How valid is Hall’s theory in explaining the relationship between the producer and the audience of TV programmes?
You should refer to both of your television Close Study Products to support your answer: Witnesses and The Missing
Stuart Hall suggests that media producers encode meanings and values into the products for the audience to decode. They will include conventions and ideologies in order to target, attract, reach, address and construct audiences.
However, the theory argues that audiences are active and not passive, in which they are capable of creating their own readings of the product that may not be in the way the producers intended. Different audiences will have different interpretations which reflect their age, gender, social, cultural and historical circumstances.
There are three ways of decoding a media text: dominant, oppositional and negotiated readings. This theory could be applied to television CSPs regarding the relationship between the encoder and decoder.
Witnesses and The Missing offer genre and narrative codes which contain social, cultural, historical and ideological messages that are within audiences’ field of knowledge and open to interpretation depending on their perspectives of society.
Both
Nordic Noir, postmodern aesthetic that reflect cultural contexts, allowing audiences to interpret in multiple ways since there are no obvious or dominant encoded messages within the products.
Witnesses
The main characters include a female detective who subverts gender stereotypes but also a male detective with traditional gender and generic tropes. Thus, female audiences or people with a progressive mindset will have a different reception compared to male audiences, or people with traditional views.
Binary oppositions in the crime drama, especially the good versus evil trope, might be ambiguous and encourage different responses as audiences have a different understanding of what is good and what is evil.
Representations of immigrants may result in a variety of interpretations depending on viewers’ cultural background and political views – national or conservative (right-wing) audiences might respond negatively while international or liberal (left-wing) audiences might empathise.
The preferred reading could be the audience enjoying the subverted stereotype of women’s roles in a family and the protagonist’s complex character.
The oppositional reading could be the audience rejecting the product as they prefer traditional, ideological representations of a patriarchal family.
The negotiated reading could be the audience appreciating the subverted representations, but disliking how the protagonist is stereotyped as a role of mother.
The Missing
Every character has their own narrative but the male detective is the stereotypical hero in the story, which may evoke varied readings from opposite genders.
It offers the common tension and ambiguity in a crime drama series – the world is either cruel and random or controlled by forces of law and order.
As part of the genre codes, the focus is the missing child who was kidnapped in a foreign country and the damaged middle-class family, which could evoke different responses based on the audience’s social and cultural contexts.
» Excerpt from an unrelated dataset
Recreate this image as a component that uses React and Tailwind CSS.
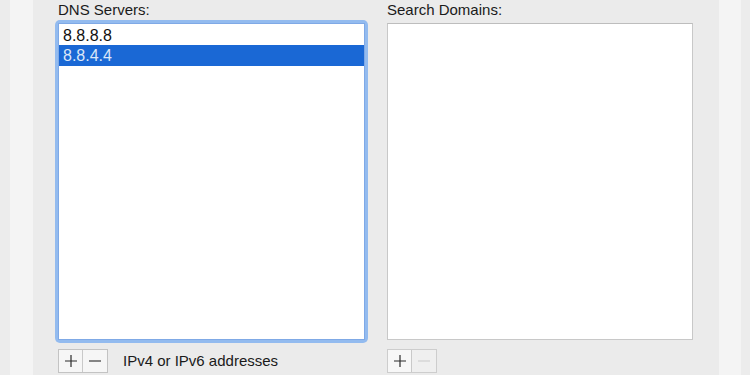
export default function App() {
  const font = { fontFamily: '"Liberation Sans", Arial, sans-serif' };
  return (
    <div className="flex h-[375px] w-[750px] overflow-hidden text-[#1a1a1a]" style={font}>
      <div className="w-[10px] bg-[#ececec]" />
      <div className="w-[23px] bg-[#f4f4f4]" />
      <div className="flex flex-1 bg-[#ebebeb] pl-[25px] pr-[26px]">
        {/* DNS column */}
        <div className="flex w-[307px] flex-col">
          <div className="h-[23px] pt-[1px] text-[15px] leading-[17px]">DNS Servers:</div>
          <div className="h-[317px] rounded-[2px] bg-white shadow-[0_0_0_3px_#93bbef]">
            <div className="h-full border border-[#7fa9e6] pt-[1px]">
              <div className="h-[20px] pl-[4px] text-[16px] leading-[22px] text-[#111]">8.8.8.8</div>
              <div className="h-[21px] bg-[#1a68d5] pl-[4px] text-[16px] leading-[22px] text-[#dce7f8]">8.8.4.4</div>
            </div>
          </div>
          <div className="mt-[9px] flex h-[24px] items-center">
            <div className="flex h-[24px] border border-[#c3c3c3] bg-[#f6f6f6]">
              <div className="flex w-[24px] items-center justify-center border-r border-[#c9c9c9] text-[#333]">
                <svg width="14" height="14" viewBox="0 0 14 14"><path d="M7 1v12M1 7h12" stroke="#2b2b2b" strokeWidth="1.2" /></svg>
              </div>
              <div className="flex w-[24px] items-center justify-center">
                <svg width="14" height="14" viewBox="0 0 14 14"><path d="M1 7h12" stroke="#3a3a3a" strokeWidth="1.2" /></svg>
              </div>
            </div>
            <div className="ml-[15px] text-[15px] leading-[18px]">IPv4 or IPv6 addresses</div>
          </div>
        </div>
        {/* Search domains column */}
        <div className="ml-[22px] flex w-[306px] flex-col">
          <div className="h-[23px] pt-[1px] text-[15px] leading-[17px]">Search Domains:</div>
          <div className="h-[317px] border border-[#c8c8c8] border-t-[#bdbdbd] bg-white" />
          <div className="mt-[9px] flex h-[24px]">
            <div className="flex h-[24px] border border-[#cdcdcd]">
              <div className="flex w-[24px] items-center justify-center border-r border-[#c9c9c9] bg-[#f7f7f7]">
                <svg width="14" height="14" viewBox="0 0 14 14"><path d="M7 1v12M1 7h12" stroke="#2b2b2b" strokeWidth="1.2" /></svg>
              </div>
              <div className="flex w-[24px] items-center justify-center bg-[#efefef]">
                <svg width="14" height="14" viewBox="0 0 14 14"><path d="M1 7h12" stroke="#cfcfcf" strokeWidth="1.2" /></svg>
              </div>
            </div>
          </div>
        </div>
      </div>
      <div className="w-[22px] bg-[#f4f4f4]" />
      <div className="w-[9px] bg-[#ececec]" />
    </div>
  );
}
For instance, UK audiences who are middle-class or have a family may react more vigorously than international or lower-middle-class audiences.
The audience's knowledge of societal groups and institutions (the soldiers and army) with its strict codes and internal hierarchies will affect their positioning.
Historical contexts of the setting in Iraqi Kurdistan and references to the Iraq war indicate that the audience’s political views are a factor in interpretation.
The dominant reading could be the audience enjoying the suspense and enigma codes delivered by the product.
The oppositional reading could be the audience rejecting the stereotyped male protagonist and cliché representations.
The negotiated reading would be a compromise between those two positions.
Therefore, Hall’s theory is extremely useful and valid in deducting the relationship between the producer and the audience of TV programmes.